* Data lines:
------------------------------------------------------------

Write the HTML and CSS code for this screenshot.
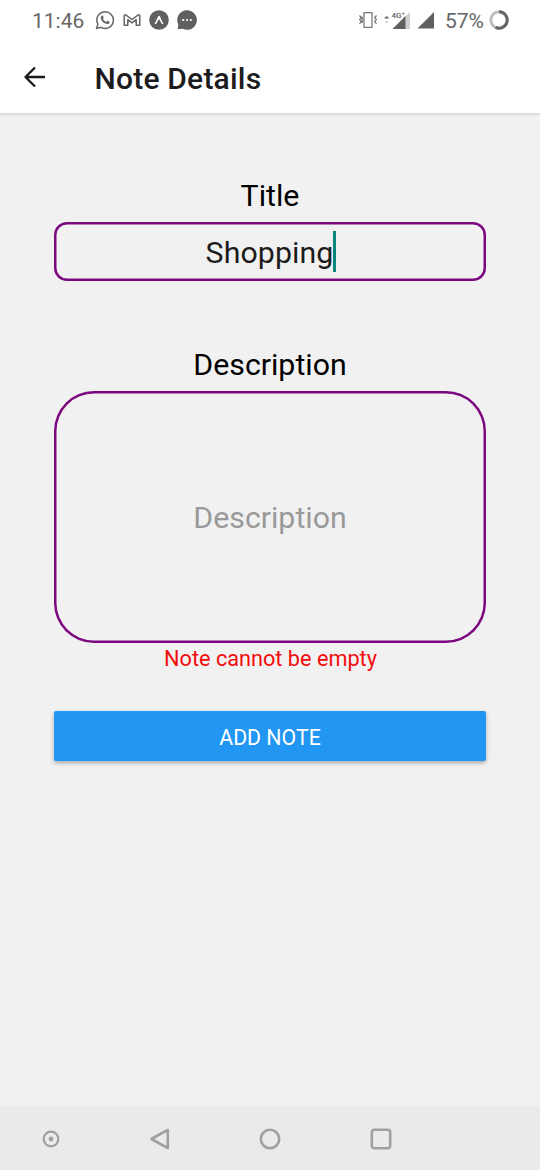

------------------------------------------------------------

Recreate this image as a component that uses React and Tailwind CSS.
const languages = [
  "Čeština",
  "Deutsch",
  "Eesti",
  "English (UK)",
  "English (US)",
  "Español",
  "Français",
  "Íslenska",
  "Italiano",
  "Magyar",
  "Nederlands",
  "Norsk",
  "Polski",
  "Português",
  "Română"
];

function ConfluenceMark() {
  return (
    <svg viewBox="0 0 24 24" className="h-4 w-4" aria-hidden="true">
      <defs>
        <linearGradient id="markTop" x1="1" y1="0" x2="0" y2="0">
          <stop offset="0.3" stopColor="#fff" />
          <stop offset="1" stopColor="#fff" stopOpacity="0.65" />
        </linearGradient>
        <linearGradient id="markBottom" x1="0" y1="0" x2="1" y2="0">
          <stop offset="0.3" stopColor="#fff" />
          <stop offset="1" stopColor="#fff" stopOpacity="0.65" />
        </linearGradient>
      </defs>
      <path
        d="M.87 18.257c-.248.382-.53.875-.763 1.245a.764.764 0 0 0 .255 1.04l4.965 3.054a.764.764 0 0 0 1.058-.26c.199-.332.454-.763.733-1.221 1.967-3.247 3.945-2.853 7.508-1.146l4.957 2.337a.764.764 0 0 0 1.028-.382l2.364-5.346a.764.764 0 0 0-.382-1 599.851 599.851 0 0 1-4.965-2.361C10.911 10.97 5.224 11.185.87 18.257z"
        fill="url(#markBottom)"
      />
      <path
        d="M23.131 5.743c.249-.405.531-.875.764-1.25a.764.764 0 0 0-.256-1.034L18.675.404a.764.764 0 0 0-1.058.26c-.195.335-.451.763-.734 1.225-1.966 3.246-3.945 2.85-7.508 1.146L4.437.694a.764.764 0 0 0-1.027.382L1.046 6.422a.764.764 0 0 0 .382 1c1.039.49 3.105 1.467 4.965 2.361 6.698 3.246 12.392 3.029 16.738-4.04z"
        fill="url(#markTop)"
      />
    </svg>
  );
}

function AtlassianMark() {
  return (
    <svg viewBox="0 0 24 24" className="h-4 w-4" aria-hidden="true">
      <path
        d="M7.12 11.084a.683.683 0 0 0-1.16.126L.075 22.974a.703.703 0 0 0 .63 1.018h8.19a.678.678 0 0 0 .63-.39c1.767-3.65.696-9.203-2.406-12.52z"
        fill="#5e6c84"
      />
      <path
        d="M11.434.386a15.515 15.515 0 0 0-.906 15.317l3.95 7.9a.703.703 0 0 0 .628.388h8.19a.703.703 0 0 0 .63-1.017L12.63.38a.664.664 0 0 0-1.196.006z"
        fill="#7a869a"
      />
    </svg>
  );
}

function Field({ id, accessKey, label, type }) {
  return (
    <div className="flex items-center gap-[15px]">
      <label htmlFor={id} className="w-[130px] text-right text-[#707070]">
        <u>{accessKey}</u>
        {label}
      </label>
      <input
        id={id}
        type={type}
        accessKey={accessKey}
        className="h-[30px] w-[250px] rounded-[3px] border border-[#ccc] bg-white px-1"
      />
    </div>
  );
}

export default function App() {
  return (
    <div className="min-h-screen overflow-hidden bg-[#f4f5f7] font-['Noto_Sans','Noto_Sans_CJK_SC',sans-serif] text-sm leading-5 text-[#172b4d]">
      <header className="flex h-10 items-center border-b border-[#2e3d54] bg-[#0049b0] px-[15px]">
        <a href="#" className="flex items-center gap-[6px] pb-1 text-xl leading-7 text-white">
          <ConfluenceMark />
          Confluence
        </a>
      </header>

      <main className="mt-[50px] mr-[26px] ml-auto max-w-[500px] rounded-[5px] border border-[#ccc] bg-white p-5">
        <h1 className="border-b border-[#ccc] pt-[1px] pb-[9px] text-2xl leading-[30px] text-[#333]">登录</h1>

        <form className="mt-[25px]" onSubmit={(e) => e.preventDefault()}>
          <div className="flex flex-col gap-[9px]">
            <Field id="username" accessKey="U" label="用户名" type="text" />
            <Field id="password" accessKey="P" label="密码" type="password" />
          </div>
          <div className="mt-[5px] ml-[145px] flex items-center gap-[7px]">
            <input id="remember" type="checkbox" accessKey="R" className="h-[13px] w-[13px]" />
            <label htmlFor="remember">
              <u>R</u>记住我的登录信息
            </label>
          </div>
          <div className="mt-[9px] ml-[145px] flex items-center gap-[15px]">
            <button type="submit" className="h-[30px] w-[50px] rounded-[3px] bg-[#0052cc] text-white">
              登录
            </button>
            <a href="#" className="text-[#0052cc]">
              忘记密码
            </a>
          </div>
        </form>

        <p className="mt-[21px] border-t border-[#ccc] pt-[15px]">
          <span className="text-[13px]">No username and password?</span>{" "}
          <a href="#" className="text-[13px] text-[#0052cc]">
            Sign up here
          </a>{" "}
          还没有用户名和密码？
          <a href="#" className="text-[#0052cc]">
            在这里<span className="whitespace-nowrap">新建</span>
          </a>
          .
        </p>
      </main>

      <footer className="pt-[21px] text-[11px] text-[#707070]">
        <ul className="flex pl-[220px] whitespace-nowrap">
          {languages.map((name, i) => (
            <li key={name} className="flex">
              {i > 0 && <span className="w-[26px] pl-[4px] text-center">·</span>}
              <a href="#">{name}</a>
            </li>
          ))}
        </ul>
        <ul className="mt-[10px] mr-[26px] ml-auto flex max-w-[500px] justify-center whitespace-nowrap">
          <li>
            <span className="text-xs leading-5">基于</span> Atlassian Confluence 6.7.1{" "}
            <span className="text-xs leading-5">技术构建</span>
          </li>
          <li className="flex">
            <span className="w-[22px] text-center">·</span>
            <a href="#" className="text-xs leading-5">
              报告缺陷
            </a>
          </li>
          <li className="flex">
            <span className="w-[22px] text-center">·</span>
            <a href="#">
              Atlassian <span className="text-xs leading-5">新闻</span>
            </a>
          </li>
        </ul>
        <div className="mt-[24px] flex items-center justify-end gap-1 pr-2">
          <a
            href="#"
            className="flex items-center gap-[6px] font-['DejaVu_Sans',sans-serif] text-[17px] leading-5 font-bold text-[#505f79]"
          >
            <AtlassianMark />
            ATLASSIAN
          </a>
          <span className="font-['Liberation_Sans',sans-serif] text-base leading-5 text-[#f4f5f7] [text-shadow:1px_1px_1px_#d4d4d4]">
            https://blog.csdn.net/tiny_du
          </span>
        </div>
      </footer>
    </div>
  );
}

------------------------------------------------------------

* Objective:
Look through the entries and find each line that has the string "this". Copy those lines.

* Task output:
Write the HTML and CSS code for this screenshot.
Recreate this image as a component that uses React and Tailwind CSS.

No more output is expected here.